Burhan was not the only young boy to join the ranks of the militant groups in Kashmir in 2010. Scores of others, mostly from south Kashmir, did the same thing. India’s brutality and oppression had encouraged them to do so. And when Burhan himself was killed, this encouraged a new generation of Kashmiris to take up arms against their oppressors.
Meanwhile, the Indian government also launched a campaign to suppress the leaders of peaceful protests. My father, Altaf Ahmad Shah, a pro-freedom APHC leader, was arrested in 2017, along with a number of other Kashmiri leaders.
This was despite their public rejection of militancy.
“This is not what we should be doing. It is like committing suicide,” my father would tell me whenever the complex issue of armed resistance came up in conversation during my childhood. When I asked him what other options the people of Kashmir have to resist the occupation, he would say, “We have to fight peacefully. We have to raise our voice in whatever way possible.”

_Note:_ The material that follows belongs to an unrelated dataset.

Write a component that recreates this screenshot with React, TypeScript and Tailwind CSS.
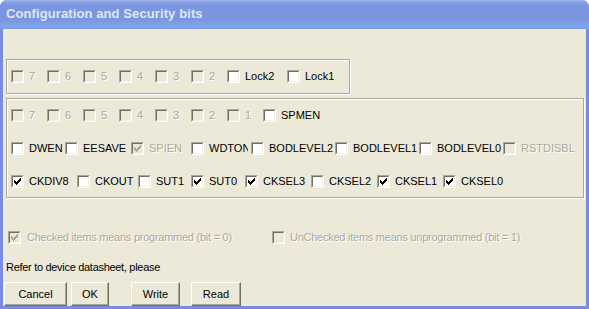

My father was charged with sedition and “conspiring to create a war against India” and was taken to the Tihar Jail in New Delhi, where he remains till today.
To anyone following the systematic oppression of Kashmir, it was clear that these arrests were yet another attempt by the Indian government to crush the voices that guide Kashmir’s struggle for freedom.

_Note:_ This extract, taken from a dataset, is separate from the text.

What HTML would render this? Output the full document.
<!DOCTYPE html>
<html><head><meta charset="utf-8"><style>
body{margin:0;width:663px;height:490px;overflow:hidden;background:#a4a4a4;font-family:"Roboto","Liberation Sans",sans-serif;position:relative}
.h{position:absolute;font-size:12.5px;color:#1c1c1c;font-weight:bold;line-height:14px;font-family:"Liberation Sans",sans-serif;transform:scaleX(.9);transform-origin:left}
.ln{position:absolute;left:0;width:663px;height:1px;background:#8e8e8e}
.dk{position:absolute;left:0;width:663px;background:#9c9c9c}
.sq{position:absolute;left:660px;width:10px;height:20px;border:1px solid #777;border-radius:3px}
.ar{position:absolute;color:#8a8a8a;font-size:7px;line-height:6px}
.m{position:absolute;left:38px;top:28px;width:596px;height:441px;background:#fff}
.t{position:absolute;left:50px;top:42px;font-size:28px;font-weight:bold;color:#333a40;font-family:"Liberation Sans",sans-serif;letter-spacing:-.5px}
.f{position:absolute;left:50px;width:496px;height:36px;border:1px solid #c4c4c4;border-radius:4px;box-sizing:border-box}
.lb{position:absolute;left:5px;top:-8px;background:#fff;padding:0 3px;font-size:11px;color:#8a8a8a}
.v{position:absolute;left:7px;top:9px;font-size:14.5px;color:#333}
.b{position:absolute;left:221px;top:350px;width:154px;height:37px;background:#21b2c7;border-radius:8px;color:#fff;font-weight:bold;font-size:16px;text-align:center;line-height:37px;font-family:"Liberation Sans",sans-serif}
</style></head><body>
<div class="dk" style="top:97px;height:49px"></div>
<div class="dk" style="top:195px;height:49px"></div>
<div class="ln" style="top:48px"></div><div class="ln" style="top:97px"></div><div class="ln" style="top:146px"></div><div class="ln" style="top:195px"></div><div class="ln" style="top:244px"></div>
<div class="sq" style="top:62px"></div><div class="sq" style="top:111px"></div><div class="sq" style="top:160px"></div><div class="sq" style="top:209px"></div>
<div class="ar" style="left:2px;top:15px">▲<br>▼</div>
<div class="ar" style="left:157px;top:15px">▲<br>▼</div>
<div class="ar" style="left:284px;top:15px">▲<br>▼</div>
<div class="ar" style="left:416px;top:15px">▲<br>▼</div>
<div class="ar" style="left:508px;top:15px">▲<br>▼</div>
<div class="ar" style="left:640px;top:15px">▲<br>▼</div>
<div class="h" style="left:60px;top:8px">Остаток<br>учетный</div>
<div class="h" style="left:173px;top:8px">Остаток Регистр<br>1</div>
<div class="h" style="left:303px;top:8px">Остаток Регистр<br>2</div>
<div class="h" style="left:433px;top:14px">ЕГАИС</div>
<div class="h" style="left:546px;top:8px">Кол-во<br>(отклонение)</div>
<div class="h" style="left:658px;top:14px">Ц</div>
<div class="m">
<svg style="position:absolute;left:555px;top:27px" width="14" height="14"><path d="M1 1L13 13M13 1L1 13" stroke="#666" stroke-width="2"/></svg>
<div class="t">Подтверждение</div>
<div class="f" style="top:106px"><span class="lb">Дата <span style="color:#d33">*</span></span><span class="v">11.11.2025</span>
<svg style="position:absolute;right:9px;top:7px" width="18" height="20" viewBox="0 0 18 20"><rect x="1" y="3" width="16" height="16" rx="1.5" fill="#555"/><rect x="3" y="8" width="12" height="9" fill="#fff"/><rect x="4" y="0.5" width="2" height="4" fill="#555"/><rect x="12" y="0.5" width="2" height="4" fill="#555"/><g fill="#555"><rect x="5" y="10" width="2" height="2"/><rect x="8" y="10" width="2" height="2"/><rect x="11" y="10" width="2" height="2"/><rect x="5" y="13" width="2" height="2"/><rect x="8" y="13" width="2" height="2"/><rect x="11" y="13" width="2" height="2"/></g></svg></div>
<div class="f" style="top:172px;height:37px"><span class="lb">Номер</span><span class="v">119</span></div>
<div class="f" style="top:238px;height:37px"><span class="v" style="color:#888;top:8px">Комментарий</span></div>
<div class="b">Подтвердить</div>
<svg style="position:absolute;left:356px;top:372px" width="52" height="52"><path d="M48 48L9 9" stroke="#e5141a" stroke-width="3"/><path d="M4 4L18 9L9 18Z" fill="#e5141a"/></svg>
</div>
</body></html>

Today, I view these arrests as the first step in India’s long-term plan to abrogate Kashmir’s autonomy. The Indian authorities did so in order to subdue any peaceful resistance before it even started.

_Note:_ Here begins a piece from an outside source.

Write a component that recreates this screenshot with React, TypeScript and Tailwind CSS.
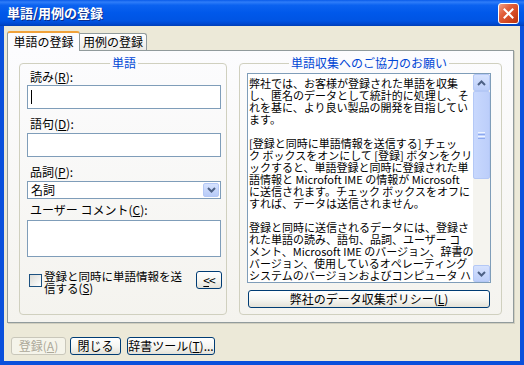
import React from "react";

const U = ({ children }: { children: React.ReactNode }) => (
  <span className="underline underline-offset-[1px]">{children}</span>
);

const btn =
  "h-[18px] rounded-[3px] border border-[#003C74] bg-[linear-gradient(to_bottom,#FFFFFF_0%,#F5F5F1_55%,#E4E2D8_100%)] text-black text-[12px] leading-[16px] flex items-center justify-center";

const Chevron = ({ up }: { up?: boolean }) => (
  <svg width="9" height="6" viewBox="0 0 9 6">
    <path
      d={up ? "M1 5 L4.5 1.5 L8 5" : "M1 1 L4.5 4.5 L8 1"}
      fill="none"
      stroke="#4D6185"
      strokeWidth="2"
    />
  </svg>
);

const lines = [
  "弊社では、お客様が登録された単語を収集",
  "し、匿名のデータとして統計的に処理し、そ",
  "れを基に、より良い製品の開発を目指してい",
  "ます。",
  "",
  "[登録と同時に単語情報を送信する] チェッ",
  "ク ボックスをオンにして [登録] ボタンをクリ",
  "ックすると、単語登録と同時に登録された単",
  "語情報と Microfoft IME の情報が Microsoft",
  "に送信されます。チェック ボックスをオフに",
  "すれば、データは送信されません。",
  "",
  "登録と同時に送信されるデータには、登録さ",
  "れた単語の読み、語句、品詞、ユーザー コ",
  "メント、Microsoft IME のバージョン、辞書の",
  "バージョン、使用しているオペレーティング",
  "システムのバージョンおよびコンピュータ ハ",
];

const scrollBtn =
  "h-[17px] shrink-0 rounded-[2px] border border-[#B4C8F6] bg-[linear-gradient(to_bottom,#D6E2FE,#BCCEF9)] flex items-center justify-center";

export default function App() {
  return (
    <div className="w-[524px] h-[365px] flex flex-col overflow-hidden select-none font-['Noto_Sans_CJK_JP','Noto_Sans',sans-serif] text-[12px] text-black">
      {/* Title bar */}
      <div className="h-[26px] shrink-0 flex items-center pl-[7px] pr-[5px] bg-[linear-gradient(to_bottom,#0A5BE9_0%,#2F7DF9_8%,#0B62F0_20%,#0058EA_50%,#0054E3_80%,#0048D0_92%,#003FB5_100%)]">
        <span className="flex-1 text-white font-bold text-[13px] leading-[16px] [text-shadow:1px_1px_0_#0A2C8C]">
          単語/用例の登録
        </span>
        <div className="w-[21px] h-[21px] rounded-[3px] border border-white bg-[linear-gradient(135deg,#F2A088_0%,#E2603C_35%,#D0451F_70%,#B8330F_100%)] flex items-center justify-center">
          <svg width="11" height="11" viewBox="0 0 11 11">
            <path d="M1.5 1.5 L9.5 9.5 M9.5 1.5 L1.5 9.5" stroke="white" strokeWidth="2" strokeLinecap="square" />
          </svg>
        </div>
      </div>

      {/* Client */}
      <div className="flex-1 flex flex-col bg-[#ECE9D8] border-x-4 border-b-4 border-[#0A50DC] pt-[5px]">
        {/* Tabs */}
        <div className="h-[19px] flex items-end pl-[3px]">
          <div className="relative z-10 -mb-[1px] w-[73px] h-[20px] border-x border-[#919B9C] border-t-[2px] border-t-[#F0A23A] rounded-t-[3px] bg-[#FCFCFE] flex items-center justify-center leading-[14px]">
            単語の登録
          </div>
          <div className="w-[67px] h-[17px] border-t border-r border-[#919B9C] rounded-tr-[3px] bg-[linear-gradient(to_bottom,#FFFFFF,#ECEBE6)] flex items-center justify-center leading-[14px]">
            用例の登録
          </div>
        </div>

        {/* Panel */}
        <div className="ml-[3px] mr-[6px] h-[273px] border border-[#919B9C] bg-[linear-gradient(to_bottom,#FCFCFE,#F4F3EE)] flex pt-[6px] pl-[11px] pr-[11px] gap-[12px] shadow-[1px_1px_0_#D0CEBF]">
          {/* Left group */}
          <fieldset className="w-[208px] min-w-0 shrink-0 h-[258px] border border-[#D0D0BF] rounded-[4px] pl-[7px] pr-[5px]">
            <legend className="mx-auto px-[2px] text-[#0046D5] text-[12px] leading-[12px]">単語</legend>
            <div className="flex flex-col">
              <div className="mt-[1px] pl-[3px] h-[14px] leading-[14px]">
                読み(<U>R</U>):
              </div>
              <div className="mt-[1px] h-[24px] border border-[#7F9DB9] bg-white flex items-center pl-[3px]">
                <div className="w-[1px] h-[14px] bg-black" />
              </div>
              <div className="mt-[8px] pl-[3px] h-[14px] leading-[14px]">
                語句(<U>D</U>):
              </div>
              <div className="mt-[2px] h-[24px] border border-[#7F9DB9] bg-white" />
              <div className="mt-[8px] pl-[3px] h-[14px] leading-[14px]">
                品詞(<U>P</U>):
              </div>
              <div className="mt-[2px] h-[18px] border border-[#7F9DB9] bg-white flex items-stretch p-[1px]">
                <div className="flex-1 pl-[2px] leading-[14px]">名詞</div>
                <div className="w-[16px] rounded-[2px] border border-[#B4C8F6] bg-[linear-gradient(to_bottom,#D6E2FE,#B8CBF8)] flex items-center justify-center">
                  <Chevron />
                </div>
              </div>
              <div className="mt-[4px] pl-[3px] h-[14px] leading-[14px]">
                ユーザー コメント(<U>C</U>):
              </div>
              <div className="mt-[3px] h-[37px] border border-[#7F9DB9] bg-white" />
              <div className="mt-[14px] flex items-start">
                <div className="ml-[2px] mt-[3px] w-[13px] h-[13px] shrink-0 border border-[#1C5180] bg-[linear-gradient(135deg,#DCDCD7,#FFFFFF)]" />
                <div className="ml-[2px] -mt-[1px] text-[11.5px] leading-[12px] whitespace-nowrap">
                  <div>登録と同時に単語情報を送</div>
                  <div>
                    信する(<U>S</U>)
                  </div>
                </div>
                <div className={btn + " ml-auto -mr-[1px] w-[26px] shrink-0"}>
                  <span className="tracking-[-1px]">
                    <U>&lt;</U>&lt;
                  </span>
                </div>
              </div>
            </div>
          </fieldset>

          {/* Right group */}
          <fieldset className="w-[263px] min-w-0 shrink-0 h-[258px] border border-[#D0D0BF] rounded-[4px] pl-[7px] pr-[10px]">
            <legend className="mx-auto px-[2px] text-[#0046D5] text-[12px] leading-[12px]">
              単語収集へのご協力のお願い
            </legend>
            <div className="flex flex-col">
              <div className="mt-[4px] w-[244px] h-[210px] border border-[#7F9DB9] bg-white flex">
                <div className="w-[225px] shrink-0 overflow-hidden pl-[1px] pt-[3px] text-[11px] leading-[12px]">
                  {lines.map((l, i) => (
                    <div key={i} className="h-[12px] whitespace-nowrap">
                      {l}
                    </div>
                  ))}
                </div>
                <div className="w-[17px] shrink-0 flex flex-col bg-[#F5F4EF]">
                  <div className={scrollBtn}>
                    <Chevron up />
                  </div>
                  <div className="h-[88px] shrink-0 rounded-[2px] border border-[#B4C8F6] bg-[linear-gradient(to_right,#C8D8FD,#BCCEFA)] flex flex-col items-center justify-center gap-[1px]">
                    <div className="w-[7px] h-[1px] bg-[#EEF4FF]" />
                    <div className="w-[7px] h-[1px] bg-[#8CA9F0]" />
                    <div className="w-[7px] h-[1px] bg-[#EEF4FF]" />
                    <div className="w-[7px] h-[1px] bg-[#8CA9F0]" />
                  </div>
                  <div className="flex-1" />
                  <div className={scrollBtn}>
                    <Chevron />
                  </div>
                </div>
              </div>
              <div className={btn + " mt-[7px] ml-[1px] w-[242px]"}>
                弊社のデータ収集ポリシー(<U>L</U>)
              </div>
            </div>
          </fieldset>
        </div>

        {/* Bottom buttons */}
        <div className="mt-[14px] pl-[7px] flex">
          <div className="h-[18px] w-[55px] rounded-[3px] border border-[#C9C7BA] bg-[#F5F4EA] text-[#ACA899] leading-[16px] flex items-center justify-center">
            登録(<U>A</U>)
          </div>
          <div className={btn + " ml-[4px] w-[51px]"}>閉じる</div>
          <div className={btn + " ml-[6px] w-[88px]"}>
            辞書ツール(<U>T</U>)...
          </div>
        </div>
      </div>
    </div>
  );
}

In August, the Indian state unleashed its brutality on the people of Kashmir yet again. Living abroad now, I had to watch in pain how my people disappeared from the face of the earth. It’s been more than a month now that Kashmir has been under a full media and communications blackout as the ruthless crackdown continues.
It has been 40 days since I have spoken to my mother. I have news from neighbours who flew to New Delhi from Kashmir and informed me that “everyone at home is fine” and sent me recorded video of my mother, in which she asked me to stay strong.
All this violence and the decision to deny Kashmiris their right to self-govern will have an unexpected side effect: They will make separatism even more mainstream in Kashmir.
Over the years, India had significant support from local Kashmiri political parties such as the National Conference (NC) and the People’s Democratic Party. But today, even those who once swore by the Indian constitution are behind bars or under house arrest. Not that those parties ever truly represented Kashmiri people or their sentiments, but at least India had some people they could have dialogue with.
Now, by going after all Kashmiri leaders – including the ones who wanted to work with India – the New Delhi government killed any chances it had to have a constructive dialogue with Kashmiris.
I have young Kashmiri friends who once considered themselves Indian at heart. Now, they appear to have changed their minds.
A friend who once posted a picture with NC head Farooq Abdullah on her social media calling him the “best leader of Kashmir”, now says that she holds all mainstream leaders of Kashmir responsible for what happened on August 5. “All of them have sold out and we have nothing left to do,” she told me.
Year after year, India is making sure that the new generations of Kashmiris witness and experience the brutality of the occupation firsthand and, by doing so, it is creating new waves of resistance among Kashmiri youth. They will probably never agree to negotiate with India on anything less than freedom.
Since the events of 2010, every year we have read headlines like, “Kashmir to witness another violent year” or “Kashmir on the boil again” or “Kashmir may face turmoil again”.
This year, too, an uprising is expected. However many troops the Indian government sends in response, it will not be able to quash Kashmiri resistance. No Kashmiri would ever accept what it did on August 5.
The views expressed in this article are the author’s own and do not necessarily reflect Al Jazeera’s editorial stance.